Exercise goal —
Pictures are to be left out. Copy exactly the lines from the one containing "Recreate this image" to the one containing "import React from 'react';", both ends kept.

Records supplied —
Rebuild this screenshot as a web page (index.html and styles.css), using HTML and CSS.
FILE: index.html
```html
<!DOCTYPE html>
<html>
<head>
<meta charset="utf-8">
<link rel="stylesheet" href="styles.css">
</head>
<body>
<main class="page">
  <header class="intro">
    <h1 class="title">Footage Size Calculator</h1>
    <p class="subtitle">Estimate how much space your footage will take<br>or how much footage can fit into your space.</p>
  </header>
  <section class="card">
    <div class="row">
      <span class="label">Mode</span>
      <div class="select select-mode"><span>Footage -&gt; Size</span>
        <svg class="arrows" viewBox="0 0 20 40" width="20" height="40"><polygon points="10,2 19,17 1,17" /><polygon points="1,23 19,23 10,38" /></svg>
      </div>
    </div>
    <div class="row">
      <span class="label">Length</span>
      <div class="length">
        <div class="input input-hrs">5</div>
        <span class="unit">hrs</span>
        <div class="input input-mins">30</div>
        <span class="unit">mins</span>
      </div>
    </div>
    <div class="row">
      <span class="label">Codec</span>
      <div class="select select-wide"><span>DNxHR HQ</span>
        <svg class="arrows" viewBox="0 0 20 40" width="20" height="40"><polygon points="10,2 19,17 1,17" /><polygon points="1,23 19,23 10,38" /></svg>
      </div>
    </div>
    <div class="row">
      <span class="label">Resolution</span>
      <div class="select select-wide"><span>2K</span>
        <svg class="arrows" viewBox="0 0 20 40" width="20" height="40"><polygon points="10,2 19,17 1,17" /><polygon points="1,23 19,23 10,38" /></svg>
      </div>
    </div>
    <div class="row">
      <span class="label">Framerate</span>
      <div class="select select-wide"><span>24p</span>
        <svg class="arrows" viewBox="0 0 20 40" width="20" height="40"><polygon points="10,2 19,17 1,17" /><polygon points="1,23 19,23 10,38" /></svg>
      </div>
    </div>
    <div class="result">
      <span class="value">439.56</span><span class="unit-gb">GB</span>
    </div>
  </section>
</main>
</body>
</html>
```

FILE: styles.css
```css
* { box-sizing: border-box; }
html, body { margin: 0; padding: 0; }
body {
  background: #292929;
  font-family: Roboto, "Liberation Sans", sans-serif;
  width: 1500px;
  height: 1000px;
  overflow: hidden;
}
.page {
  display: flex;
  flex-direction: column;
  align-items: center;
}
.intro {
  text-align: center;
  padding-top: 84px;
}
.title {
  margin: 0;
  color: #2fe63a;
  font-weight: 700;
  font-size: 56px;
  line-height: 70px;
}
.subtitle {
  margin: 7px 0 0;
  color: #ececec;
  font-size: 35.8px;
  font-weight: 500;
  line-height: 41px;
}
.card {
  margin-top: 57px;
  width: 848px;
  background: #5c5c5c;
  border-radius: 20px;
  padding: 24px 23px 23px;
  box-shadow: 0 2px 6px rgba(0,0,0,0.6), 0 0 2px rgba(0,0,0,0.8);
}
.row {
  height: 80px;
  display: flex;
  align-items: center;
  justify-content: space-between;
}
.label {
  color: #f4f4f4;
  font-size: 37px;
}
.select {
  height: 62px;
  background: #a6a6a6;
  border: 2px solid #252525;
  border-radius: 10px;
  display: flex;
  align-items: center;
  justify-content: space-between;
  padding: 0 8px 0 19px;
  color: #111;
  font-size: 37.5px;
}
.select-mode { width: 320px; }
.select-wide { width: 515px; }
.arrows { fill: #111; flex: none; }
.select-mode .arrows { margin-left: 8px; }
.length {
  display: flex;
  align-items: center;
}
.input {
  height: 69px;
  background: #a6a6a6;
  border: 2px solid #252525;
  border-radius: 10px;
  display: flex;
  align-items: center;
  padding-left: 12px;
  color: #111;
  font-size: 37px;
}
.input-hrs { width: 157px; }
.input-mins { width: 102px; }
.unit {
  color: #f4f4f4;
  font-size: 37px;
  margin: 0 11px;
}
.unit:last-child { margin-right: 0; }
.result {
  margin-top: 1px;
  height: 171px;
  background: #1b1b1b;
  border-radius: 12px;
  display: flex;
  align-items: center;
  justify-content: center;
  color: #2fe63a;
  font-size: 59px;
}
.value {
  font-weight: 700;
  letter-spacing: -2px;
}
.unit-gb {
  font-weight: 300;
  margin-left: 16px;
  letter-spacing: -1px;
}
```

==

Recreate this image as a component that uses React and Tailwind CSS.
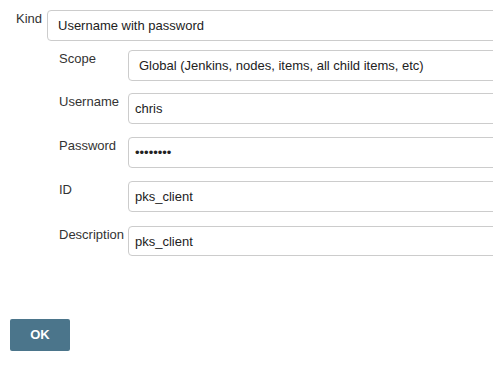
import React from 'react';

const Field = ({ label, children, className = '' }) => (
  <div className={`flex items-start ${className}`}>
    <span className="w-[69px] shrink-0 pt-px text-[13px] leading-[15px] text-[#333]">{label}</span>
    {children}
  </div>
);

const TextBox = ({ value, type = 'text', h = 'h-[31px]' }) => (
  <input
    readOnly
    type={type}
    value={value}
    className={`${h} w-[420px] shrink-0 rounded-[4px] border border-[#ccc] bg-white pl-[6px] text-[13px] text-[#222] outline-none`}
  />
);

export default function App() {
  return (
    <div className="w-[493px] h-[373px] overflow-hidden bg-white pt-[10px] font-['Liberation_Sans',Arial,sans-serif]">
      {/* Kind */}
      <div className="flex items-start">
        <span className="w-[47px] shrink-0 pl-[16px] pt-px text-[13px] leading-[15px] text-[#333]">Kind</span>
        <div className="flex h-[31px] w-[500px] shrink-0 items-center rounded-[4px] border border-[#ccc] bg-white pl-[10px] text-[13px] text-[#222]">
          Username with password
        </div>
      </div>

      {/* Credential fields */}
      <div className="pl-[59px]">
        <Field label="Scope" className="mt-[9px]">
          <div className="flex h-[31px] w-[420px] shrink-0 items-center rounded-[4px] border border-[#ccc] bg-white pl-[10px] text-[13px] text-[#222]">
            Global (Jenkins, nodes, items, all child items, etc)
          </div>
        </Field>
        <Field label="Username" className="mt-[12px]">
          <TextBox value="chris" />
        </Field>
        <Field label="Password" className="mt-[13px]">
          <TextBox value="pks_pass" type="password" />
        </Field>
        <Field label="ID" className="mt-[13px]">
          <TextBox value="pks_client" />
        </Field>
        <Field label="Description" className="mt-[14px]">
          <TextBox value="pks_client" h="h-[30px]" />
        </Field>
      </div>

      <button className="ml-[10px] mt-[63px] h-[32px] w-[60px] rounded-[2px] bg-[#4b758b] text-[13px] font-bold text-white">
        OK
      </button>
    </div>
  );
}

* * *

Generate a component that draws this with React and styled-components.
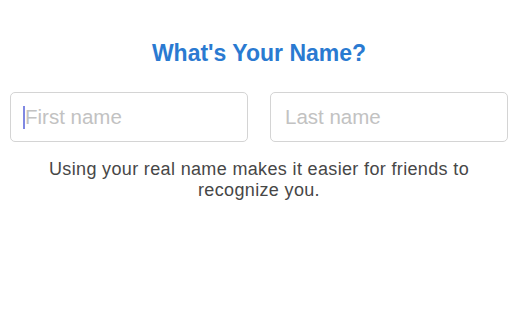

Final result —
Recreate this image as a component that uses React and Tailwind CSS.
import React from 'react';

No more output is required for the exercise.